I’ve learned that I have a huge love for writing throughout this year of journals that were so full of pain for a long time, but so beautiful and therapeutic in the end.
I’ve learned that I really, really love to worship the God that walked by my side and carried me through every good and bad thing that has come in my life. Not because it’s my job. But because I love HIM.
I’ve learned that I really missed working out and taking care of myself. Not so I fit in my cute jeans and get compliments. But because I want to be active with my kids and set a good example and honor this body God has given me and keep it around for a long time to come without being a burden to my family.  
I’ve learned beyond a shadow of a doubt that my husband is a rock! He is truly my best friend and there is no one in this world I would want to be on this journey with besides him.

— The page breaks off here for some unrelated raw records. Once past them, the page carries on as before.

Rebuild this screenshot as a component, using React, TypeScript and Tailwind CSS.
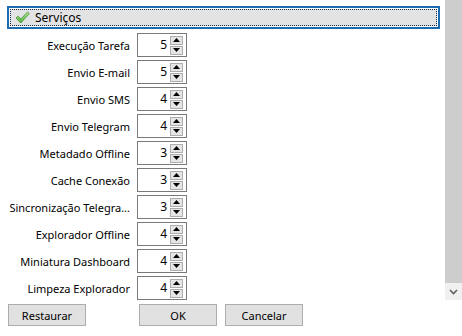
import React from "react";

const rows = [
  { label: "Execução Tarefa", value: 5 },
  { label: "Envio E-mail", value: 5 },
  { label: "Envio SMS", value: 4 },
  { label: "Envio Telegram", value: 4 },
  { label: "Metadado Offline", value: 3 },
  { label: "Cache Conexão", value: 3 },
  { label: "Sincronização Telegra...", value: 3 },
  { label: "Explorador Offline", value: 4 },
  { label: "Miniatura Dashboard", value: 4 },
  { label: "Limpeza Explorador", value: 4 },
];

function Check() {
  return (
    <svg width="15" height="13" viewBox="0 0 15 13">
      <defs>
        <linearGradient id="g" x1="0" y1="0" x2="0" y2="1">
          <stop offset="0" stopColor="#b4eb94" />
          <stop offset="1" stopColor="#4fae37" />
        </linearGradient>
      </defs>
      <path d="M1 7 L3.2 5.2 L5.8 8 L12.5 1 L14.3 2.6 L5.8 12 Z" fill="url(#g)" stroke="#3f8f34" strokeWidth="0.8" strokeLinejoin="round" />
    </svg>
  );
}

function Spinner({ value }: { value: number }) {
  return (
    <div className="flex h-[24px] w-[50px] items-center border border-[#7a7a7a] bg-white pl-1 pr-[3px]">
      <span className="flex-1 text-right text-[12px] leading-none">{value}</span>
      <div className="ml-[3px] flex flex-col gap-[1px]">
        <div className="flex h-[9px] w-[13px] items-center justify-center border border-[#adadad] bg-[#e5e5e5]">
          <svg width="7" height="4" viewBox="0 0 7 4"><path d="M3.5 0 L7 4 L0 4 Z" fill="#000" /></svg>
        </div>
        <div className="flex h-[9px] w-[13px] items-center justify-center border border-[#adadad] bg-[#e5e5e5]">
          <svg width="7" height="4" viewBox="0 0 7 4"><path d="M0 0 L7 0 L3.5 4 Z" fill="#000" /></svg>
        </div>
      </div>
    </div>
  );
}

export default function App() {
  return (
    <div className="flex h-[336px] w-[462px] bg-white font-['Noto_Sans',sans-serif] text-[11px] text-black">
      <div className="flex w-[445px] flex-col">
        {/* Group header */}
        <div className="ml-[7px] mt-[6px] h-[23px] w-[433px] border-2 border-[#1e6cb0] p-[1px]">
          <div className="flex h-full items-center gap-[5px] border border-dotted border-[#1a2a4a] bg-[#e3e3e3] pl-[4px]">
            <Check />
            <span className="text-[12px] leading-none">Serviços</span>
          </div>
        </div>

        {/* Rows */}
        <div className="mt-[4px] flex flex-col gap-[3px]">
          {rows.map((r) => (
            <div key={r.label} className="flex items-center">
              <div className="w-[131px] whitespace-nowrap pr-[1px] text-right leading-none">{r.label}</div>
              <div className="ml-[6px]">
                <Spinner value={r.value} />
              </div>
            </div>
          ))}
        </div>

        {/* Buttons */}
        <div className="mt-[4px] flex">
          <button className="ml-[8px] h-[22px] w-[78px] border border-[#adadad] bg-[#e1e1e1] leading-none">Restaurar</button>
          <button className="ml-[53px] h-[22px] w-[78px] border border-[#adadad] bg-[#e1e1e1] leading-none">OK</button>
          <button className="ml-[8px] h-[22px] w-[78px] border border-[#adadad] bg-[#e1e1e1] leading-none">Cancelar</button>
        </div>
      </div>

      {/* Scrollbar */}
      <div className="flex h-[300px] w-[17px] flex-col">
        <div className="flex-1 bg-[#cdcdcd]" />
        <div className="flex h-[17px] items-center justify-center bg-[#f0f0f0]">
          <svg width="9" height="6" viewBox="0 0 9 6"><path d="M1 1 L4.5 4.5 L8 1" fill="none" stroke="#606060" strokeWidth="1.6" /></svg>
        </div>
      </div>
    </div>
  );
}
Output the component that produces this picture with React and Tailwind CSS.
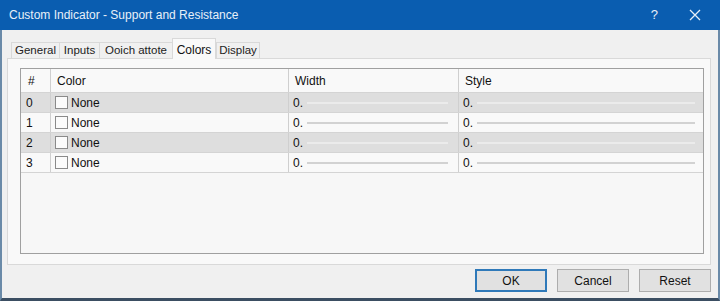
import React from "react";

const font = { fontFamily: '"Liberation Sans", Arial, sans-serif' };

function Tab({ label, w, selected, last }) {
  if (selected) {
    return (
      <div
        className={`${w} h-[21px] -mb-px relative z-10 flex items-start justify-center pt-[2px] bg-[#f9f9f9] border border-b-0 border-[#d9d9d9] text-[12px] text-[#111]`}
      >
        {label}
      </div>
    );
  }
  return (
    <div
      className={`${w} h-[16px] flex items-center justify-center bg-[#f0f0f0] border border-b-0 ${
        last ? "" : "border-r-0"
      } border-[#d9d9d9] text-[11.5px] text-[#222]`}
    >
      {label}
    </div>
  );
}

function Row({ n, gray }) {
  const bg = gray ? "bg-[#dedede]" : "bg-[#f9f9f9]";
  const line = gray ? "bg-[#ebebeb]" : "bg-[#d2d2d2]";
  return (
    <div className={`flex h-[20px] ${bg} border-b border-[#d4d4d4] text-[12px] text-[#111]`}>
      <div className="w-[30px] pl-[5px] flex items-center border-r border-[#cfcfcf]">{n}</div>
      <div className="w-[238px] pl-[4px] flex items-center gap-[3px] border-r border-[#cfcfcf]">
        <div className="w-[13px] h-[13px] border border-[#8a8a8a] bg-[#fbfbfb]" />
        <span>None</span>
      </div>
      <div className="w-[170px] pl-[4px] pr-[10px] flex items-center border-r border-[#cfcfcf]">
        <span>0.</span>
        <div className={`flex-1 ml-[4px] h-[2px] ${line}`} />
      </div>
      <div className="flex-1 pl-[4px] pr-[8px] flex items-center">
        <span>0.</span>
        <div className={`flex-1 ml-[4px] h-[2px] ${line}`} />
      </div>
    </div>
  );
}

function Btn({ label, primary }) {
  return (
    <div
      className={`w-[72px] h-[23px] flex items-center justify-center text-[12px] text-[#111] bg-[#e1e1e1] ${
        primary ? "border-2 border-[#2f79b9]" : "border border-[#adadad]"
      }`}
    >
      {label}
    </div>
  );
}

export default function App() {
  return (
    <div className="w-[720px] h-[301px] overflow-hidden bg-[#f0f0f0] flex flex-col" style={font}>
      <div className="h-[30px] bg-[#0a5db0] flex items-center pl-[9px] pr-[16px] text-[#e8f0f8]">
        <span className="text-[12px]">Custom Indicator - Support and Resistance</span>
        <span className="ml-auto text-[13px] mr-[31px]">?</span>
        <svg width="12" height="12" viewBox="0 0 12 12" className="mr-[3px]">
          <path d="M1 1 L11 11 M11 1 L1 11" stroke="#e8f0f8" strokeWidth="1.3" />
        </svg>
      </div>
      <div className="h-[271px] flex flex-col bg-[#f0f0f0] border-l-2 border-r-2 border-b-[3px] border-l-[#6a8aa8] border-r-[#6a8aa8] border-b-[#3b4e62]">
        <div className="h-[28px] pt-[8px] pl-[9px] flex items-end">
          <Tab label="General" w="w-[48px]" />
          <Tab label="Inputs" w="w-[40px]" />
          <Tab label="Ooich attote" w="w-[73px]" />
          <Tab label="Colors" w="w-[44px]" selected />
          <Tab label="Display" w="w-[44px]" last />
        </div>
        <div className="h-[207px] ml-[5px] mr-[7px] border border-[#d9d9d9] bg-[#f9f9f9] pt-[9px] pl-[12px] pr-[6px]">
          <div className="h-[186px] border border-[#a0a0a0] bg-[#f7f7f7] flex flex-col">
            <div className="flex h-[24px] bg-[#f9f9f9] border-b border-[#d4d4d4] text-[12px] text-[#111]">
              <div className="w-[30px] pl-[7px] flex items-center border-r border-[#cfcfcf]">#</div>
              <div className="w-[238px] pl-[6px] flex items-center border-r border-[#cfcfcf]">Color</div>
              <div className="w-[170px] pl-[6px] flex items-center border-r border-[#cfcfcf]">Width</div>
              <div className="flex-1 pl-[6px] flex items-center">Style</div>
            </div>
            <Row n="0" gray />
            <Row n="1" />
            <Row n="2" gray />
            <Row n="3" />
          </div>
        </div>
        <div className="mt-[4px] flex justify-end gap-[10px] pr-[7px]">
          <Btn label="OK" primary />
          <Btn label="Cancel" />
          <Btn label="Reset" />
        </div>
      </div>
    </div>
  );
}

So for a year, I felt like I was going backwards- not even in circles.
I wasn’t.
I was learning.
I was growing.
I was moving forward…slowly…but forward, no doubt about it.
The progress felt non-existent, and I wanted to rush all of it along, but I couldn’t. I had to walk it out every step of the way and skip all the shortcuts I wanted to take.  
Wherever you are in life, slow down for a minute and look for the lessons you’re meant to be learning in whatever season you happen to be in right now.
If you’ve messed up, give yourself a break. It’ll all work itself out if you stay the course.  
You didn’t mess it up overnight, it won’t fix itself overnight. 
Whether it’s spiritual, physical, mental…take the right steps and it will all be OK…eventually.
I mean, after all, Rome wasn’t built in a day! (Last one, I promise!)